- _Web page code records_:
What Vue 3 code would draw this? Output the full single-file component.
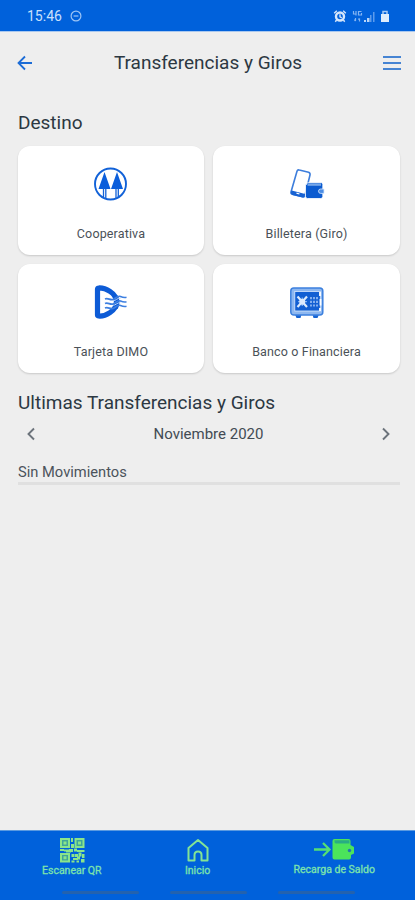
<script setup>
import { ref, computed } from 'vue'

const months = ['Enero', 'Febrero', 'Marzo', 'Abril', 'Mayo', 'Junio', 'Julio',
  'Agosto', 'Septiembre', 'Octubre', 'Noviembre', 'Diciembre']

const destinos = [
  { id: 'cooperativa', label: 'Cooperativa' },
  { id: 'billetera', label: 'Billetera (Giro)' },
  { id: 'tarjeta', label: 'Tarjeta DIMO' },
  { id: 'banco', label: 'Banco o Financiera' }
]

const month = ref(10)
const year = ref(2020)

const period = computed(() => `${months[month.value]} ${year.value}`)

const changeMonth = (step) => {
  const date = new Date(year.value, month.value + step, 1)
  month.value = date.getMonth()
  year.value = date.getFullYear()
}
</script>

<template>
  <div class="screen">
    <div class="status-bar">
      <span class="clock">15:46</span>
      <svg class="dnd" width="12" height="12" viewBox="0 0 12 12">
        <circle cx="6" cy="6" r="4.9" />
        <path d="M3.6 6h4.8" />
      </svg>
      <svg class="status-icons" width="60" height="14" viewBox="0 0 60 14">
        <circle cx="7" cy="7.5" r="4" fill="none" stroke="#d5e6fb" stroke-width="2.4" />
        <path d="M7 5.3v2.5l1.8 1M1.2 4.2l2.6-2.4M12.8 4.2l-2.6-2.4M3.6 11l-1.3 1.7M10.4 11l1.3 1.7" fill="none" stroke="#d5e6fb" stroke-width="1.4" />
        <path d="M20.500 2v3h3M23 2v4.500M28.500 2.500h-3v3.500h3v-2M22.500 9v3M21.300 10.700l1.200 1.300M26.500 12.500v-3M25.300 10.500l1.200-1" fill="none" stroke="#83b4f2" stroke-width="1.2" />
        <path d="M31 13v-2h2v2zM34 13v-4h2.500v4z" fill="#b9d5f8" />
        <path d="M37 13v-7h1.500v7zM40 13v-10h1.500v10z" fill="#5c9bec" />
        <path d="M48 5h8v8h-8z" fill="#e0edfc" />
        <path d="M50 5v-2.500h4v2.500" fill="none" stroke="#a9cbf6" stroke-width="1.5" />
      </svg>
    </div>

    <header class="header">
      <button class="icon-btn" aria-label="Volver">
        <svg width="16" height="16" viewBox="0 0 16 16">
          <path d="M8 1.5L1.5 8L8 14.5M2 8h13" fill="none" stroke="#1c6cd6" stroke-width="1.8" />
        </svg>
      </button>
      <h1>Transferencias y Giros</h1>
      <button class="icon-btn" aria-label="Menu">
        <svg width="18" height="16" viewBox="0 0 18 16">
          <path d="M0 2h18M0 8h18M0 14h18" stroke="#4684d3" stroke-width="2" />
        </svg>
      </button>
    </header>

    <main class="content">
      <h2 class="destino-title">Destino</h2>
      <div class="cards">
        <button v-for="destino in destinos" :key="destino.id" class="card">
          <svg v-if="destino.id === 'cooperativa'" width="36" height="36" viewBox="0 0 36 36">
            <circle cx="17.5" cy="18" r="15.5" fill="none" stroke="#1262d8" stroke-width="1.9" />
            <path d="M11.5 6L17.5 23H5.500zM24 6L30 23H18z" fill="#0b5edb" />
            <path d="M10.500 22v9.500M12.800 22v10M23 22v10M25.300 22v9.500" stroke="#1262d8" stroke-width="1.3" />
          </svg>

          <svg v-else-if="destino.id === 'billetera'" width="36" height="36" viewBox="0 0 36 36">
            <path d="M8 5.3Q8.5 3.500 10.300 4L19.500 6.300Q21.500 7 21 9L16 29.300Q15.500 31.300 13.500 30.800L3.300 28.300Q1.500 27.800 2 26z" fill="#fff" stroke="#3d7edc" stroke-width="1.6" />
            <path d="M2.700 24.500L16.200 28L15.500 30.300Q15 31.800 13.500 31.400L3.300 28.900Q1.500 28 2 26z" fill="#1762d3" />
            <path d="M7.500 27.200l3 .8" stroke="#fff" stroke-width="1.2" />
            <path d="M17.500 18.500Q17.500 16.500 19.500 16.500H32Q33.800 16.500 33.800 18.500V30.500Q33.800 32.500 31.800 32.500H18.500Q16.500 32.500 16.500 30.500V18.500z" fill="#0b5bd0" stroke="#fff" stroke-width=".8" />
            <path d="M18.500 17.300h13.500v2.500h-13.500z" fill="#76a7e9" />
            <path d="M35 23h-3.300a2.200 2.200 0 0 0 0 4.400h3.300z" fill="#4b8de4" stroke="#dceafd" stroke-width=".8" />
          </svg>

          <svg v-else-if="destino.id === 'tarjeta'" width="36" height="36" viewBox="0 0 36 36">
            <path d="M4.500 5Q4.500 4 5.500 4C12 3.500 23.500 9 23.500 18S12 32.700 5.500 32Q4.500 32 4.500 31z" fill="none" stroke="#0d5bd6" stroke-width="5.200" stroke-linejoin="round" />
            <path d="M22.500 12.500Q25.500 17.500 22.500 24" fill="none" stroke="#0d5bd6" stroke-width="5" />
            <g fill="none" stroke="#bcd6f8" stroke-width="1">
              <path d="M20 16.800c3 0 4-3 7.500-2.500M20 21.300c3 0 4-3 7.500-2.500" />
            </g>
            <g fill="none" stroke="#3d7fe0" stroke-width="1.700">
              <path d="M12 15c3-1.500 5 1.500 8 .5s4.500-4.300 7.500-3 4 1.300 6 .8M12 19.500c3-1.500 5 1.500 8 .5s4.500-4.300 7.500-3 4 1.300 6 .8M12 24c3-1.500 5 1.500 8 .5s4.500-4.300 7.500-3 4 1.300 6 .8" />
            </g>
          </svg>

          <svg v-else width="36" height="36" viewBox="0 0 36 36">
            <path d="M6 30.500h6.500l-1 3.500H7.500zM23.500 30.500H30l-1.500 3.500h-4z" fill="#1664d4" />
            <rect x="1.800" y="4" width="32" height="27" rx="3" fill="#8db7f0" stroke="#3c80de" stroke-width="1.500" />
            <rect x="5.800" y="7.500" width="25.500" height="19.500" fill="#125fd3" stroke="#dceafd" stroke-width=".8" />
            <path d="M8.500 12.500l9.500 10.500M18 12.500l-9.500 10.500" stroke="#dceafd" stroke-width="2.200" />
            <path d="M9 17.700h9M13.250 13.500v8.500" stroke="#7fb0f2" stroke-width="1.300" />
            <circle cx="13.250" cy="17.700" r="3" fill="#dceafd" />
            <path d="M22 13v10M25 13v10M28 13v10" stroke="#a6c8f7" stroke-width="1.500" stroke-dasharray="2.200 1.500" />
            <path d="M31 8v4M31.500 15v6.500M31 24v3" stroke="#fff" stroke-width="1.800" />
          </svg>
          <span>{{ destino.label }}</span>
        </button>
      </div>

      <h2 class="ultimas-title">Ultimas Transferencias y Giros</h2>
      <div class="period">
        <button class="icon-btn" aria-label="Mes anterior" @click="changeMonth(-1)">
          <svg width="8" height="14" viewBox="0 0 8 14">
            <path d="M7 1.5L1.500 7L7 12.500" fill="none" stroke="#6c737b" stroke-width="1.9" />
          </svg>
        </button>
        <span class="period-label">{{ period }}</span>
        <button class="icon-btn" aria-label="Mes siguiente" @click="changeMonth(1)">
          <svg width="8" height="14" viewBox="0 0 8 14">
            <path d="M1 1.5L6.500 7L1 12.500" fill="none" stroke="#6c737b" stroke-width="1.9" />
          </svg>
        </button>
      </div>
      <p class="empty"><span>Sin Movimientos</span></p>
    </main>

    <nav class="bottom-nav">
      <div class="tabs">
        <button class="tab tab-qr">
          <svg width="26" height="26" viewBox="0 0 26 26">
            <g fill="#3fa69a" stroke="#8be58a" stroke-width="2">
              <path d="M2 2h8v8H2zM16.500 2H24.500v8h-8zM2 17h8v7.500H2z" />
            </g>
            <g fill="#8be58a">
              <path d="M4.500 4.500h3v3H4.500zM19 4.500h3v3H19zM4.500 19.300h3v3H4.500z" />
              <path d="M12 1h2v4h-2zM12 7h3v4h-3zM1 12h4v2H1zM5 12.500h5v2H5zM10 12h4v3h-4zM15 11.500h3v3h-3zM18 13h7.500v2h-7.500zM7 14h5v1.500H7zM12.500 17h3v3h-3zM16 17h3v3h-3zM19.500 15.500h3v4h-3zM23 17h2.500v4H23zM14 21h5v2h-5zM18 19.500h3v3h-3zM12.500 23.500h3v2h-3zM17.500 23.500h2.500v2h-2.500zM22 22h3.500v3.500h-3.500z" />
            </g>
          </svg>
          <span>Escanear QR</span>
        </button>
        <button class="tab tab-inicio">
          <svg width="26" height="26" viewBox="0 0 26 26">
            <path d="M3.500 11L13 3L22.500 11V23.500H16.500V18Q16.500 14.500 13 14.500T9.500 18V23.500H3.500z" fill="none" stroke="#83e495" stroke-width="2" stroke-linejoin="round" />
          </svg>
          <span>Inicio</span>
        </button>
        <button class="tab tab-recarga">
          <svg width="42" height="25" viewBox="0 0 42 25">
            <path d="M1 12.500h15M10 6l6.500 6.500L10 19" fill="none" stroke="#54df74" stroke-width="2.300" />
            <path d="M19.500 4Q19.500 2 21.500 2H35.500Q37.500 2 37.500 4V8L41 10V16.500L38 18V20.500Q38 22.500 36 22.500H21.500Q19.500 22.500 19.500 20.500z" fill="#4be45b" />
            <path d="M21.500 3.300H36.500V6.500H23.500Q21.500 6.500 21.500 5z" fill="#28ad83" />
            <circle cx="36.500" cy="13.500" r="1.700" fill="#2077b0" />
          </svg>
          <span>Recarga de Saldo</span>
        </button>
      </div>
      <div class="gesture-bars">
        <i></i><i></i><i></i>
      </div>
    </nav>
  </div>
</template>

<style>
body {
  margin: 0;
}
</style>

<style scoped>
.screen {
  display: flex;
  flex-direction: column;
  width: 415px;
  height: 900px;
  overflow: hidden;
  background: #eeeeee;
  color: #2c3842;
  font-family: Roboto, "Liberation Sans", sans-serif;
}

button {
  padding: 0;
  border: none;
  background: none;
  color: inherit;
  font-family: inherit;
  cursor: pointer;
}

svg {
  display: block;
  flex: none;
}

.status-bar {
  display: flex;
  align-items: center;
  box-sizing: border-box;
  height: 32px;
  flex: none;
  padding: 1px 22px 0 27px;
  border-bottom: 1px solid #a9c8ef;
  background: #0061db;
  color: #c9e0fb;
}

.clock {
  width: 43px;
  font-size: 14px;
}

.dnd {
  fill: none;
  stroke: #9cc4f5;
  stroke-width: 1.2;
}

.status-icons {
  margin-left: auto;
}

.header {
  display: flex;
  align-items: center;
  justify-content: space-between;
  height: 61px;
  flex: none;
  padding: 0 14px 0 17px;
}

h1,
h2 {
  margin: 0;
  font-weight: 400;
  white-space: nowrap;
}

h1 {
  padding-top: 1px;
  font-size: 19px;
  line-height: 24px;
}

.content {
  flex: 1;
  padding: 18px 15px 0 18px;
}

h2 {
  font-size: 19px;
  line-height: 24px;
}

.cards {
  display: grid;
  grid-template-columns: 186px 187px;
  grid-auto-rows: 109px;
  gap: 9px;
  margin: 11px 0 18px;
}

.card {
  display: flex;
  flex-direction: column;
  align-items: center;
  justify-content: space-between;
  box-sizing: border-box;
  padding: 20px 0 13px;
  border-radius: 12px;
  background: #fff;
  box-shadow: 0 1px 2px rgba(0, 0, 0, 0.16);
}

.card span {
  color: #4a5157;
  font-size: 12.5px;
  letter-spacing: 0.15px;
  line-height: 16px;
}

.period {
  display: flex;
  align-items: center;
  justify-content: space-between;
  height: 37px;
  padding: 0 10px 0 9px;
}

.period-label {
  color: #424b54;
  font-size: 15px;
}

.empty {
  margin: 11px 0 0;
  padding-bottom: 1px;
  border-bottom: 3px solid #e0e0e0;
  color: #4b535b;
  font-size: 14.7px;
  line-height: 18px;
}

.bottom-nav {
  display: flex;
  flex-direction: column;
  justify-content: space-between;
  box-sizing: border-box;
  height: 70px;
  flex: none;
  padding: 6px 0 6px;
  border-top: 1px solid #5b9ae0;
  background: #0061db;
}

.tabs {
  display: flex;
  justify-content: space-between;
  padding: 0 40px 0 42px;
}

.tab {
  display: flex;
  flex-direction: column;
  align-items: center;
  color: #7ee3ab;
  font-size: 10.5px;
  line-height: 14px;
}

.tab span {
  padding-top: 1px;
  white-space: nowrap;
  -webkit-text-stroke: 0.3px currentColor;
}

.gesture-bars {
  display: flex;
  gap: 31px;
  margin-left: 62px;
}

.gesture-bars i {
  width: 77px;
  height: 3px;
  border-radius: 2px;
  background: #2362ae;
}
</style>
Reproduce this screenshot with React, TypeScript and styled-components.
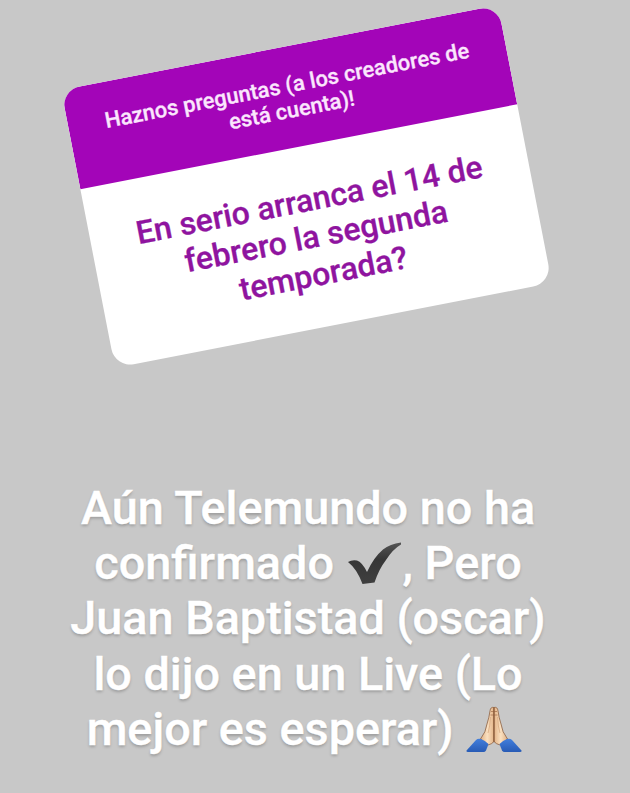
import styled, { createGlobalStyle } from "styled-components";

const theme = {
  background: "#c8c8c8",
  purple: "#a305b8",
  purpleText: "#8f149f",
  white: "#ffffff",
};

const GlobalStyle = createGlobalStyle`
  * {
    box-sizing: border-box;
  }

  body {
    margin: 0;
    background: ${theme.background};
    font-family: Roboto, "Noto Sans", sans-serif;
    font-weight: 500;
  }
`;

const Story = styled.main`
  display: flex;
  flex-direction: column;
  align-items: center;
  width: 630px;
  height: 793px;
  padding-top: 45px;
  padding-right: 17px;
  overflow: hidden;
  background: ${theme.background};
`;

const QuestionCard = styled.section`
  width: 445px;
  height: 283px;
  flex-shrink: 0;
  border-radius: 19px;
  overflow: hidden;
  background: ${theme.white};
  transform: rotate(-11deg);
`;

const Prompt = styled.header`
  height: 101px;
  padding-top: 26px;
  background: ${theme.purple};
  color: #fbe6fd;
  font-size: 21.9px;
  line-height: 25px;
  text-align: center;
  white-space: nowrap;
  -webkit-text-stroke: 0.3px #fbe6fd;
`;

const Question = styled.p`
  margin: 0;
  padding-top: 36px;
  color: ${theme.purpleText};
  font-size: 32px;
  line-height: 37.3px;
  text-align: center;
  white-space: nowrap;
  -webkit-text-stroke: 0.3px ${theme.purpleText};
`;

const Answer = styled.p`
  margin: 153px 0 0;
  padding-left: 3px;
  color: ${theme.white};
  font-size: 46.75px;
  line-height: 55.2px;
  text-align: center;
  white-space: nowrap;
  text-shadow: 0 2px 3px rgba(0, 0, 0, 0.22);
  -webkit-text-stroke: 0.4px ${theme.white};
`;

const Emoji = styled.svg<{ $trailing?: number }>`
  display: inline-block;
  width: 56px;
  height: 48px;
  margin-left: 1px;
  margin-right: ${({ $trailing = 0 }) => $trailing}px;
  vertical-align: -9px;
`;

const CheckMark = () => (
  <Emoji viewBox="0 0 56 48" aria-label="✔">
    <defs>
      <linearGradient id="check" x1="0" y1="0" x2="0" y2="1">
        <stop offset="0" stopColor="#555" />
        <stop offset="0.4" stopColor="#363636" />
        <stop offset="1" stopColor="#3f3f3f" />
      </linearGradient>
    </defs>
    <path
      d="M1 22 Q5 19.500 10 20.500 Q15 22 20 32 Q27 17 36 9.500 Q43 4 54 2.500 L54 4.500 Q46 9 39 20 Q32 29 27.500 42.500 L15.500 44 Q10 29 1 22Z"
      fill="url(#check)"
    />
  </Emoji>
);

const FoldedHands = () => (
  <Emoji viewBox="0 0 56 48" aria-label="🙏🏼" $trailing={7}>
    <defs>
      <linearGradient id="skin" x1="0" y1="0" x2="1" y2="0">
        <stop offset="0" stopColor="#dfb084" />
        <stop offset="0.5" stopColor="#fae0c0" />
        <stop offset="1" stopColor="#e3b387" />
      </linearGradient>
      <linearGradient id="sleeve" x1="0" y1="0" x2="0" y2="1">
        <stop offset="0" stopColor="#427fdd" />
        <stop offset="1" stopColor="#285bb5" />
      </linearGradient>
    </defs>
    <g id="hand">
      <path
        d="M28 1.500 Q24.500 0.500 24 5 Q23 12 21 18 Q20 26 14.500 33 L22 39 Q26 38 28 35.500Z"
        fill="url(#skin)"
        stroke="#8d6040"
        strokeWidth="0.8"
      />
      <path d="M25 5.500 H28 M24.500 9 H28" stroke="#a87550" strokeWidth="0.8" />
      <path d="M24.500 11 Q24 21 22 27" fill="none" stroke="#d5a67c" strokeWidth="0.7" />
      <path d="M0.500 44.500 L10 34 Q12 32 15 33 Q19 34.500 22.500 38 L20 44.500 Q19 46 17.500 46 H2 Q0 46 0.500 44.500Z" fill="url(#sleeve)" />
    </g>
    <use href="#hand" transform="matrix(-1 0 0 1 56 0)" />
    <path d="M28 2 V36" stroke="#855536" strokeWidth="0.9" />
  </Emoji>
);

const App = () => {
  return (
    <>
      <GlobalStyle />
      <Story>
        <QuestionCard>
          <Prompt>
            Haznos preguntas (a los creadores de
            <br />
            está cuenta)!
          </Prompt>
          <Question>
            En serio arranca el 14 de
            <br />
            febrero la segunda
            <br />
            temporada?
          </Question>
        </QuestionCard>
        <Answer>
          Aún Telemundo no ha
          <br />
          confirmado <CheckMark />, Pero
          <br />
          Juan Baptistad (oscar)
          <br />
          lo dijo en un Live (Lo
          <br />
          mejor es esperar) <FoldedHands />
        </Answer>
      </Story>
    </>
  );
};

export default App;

- _Exercise_:
Without the pictures, copy the entries from their first line through the line containing "const year = ref(2020)", and only those lines.

- _Solution for this exercise_:
What Vue 3 code would draw this? Output the full single-file component.
<script setup>
import { ref, computed } from 'vue'

const months = ['Enero', 'Febrero', 'Marzo', 'Abril', 'Mayo', 'Junio', 'Julio',
  'Agosto', 'Septiembre', 'Octubre', 'Noviembre', 'Diciembre']

const destinos = [
  { id: 'cooperativa', label: 'Cooperativa' },
  { id: 'billetera', label: 'Billetera (Giro)' },
  { id: 'tarjeta', label: 'Tarjeta DIMO' },
  { id: 'banco', label: 'Banco o Financiera' }
]

const month = ref(10)
const year = ref(2020)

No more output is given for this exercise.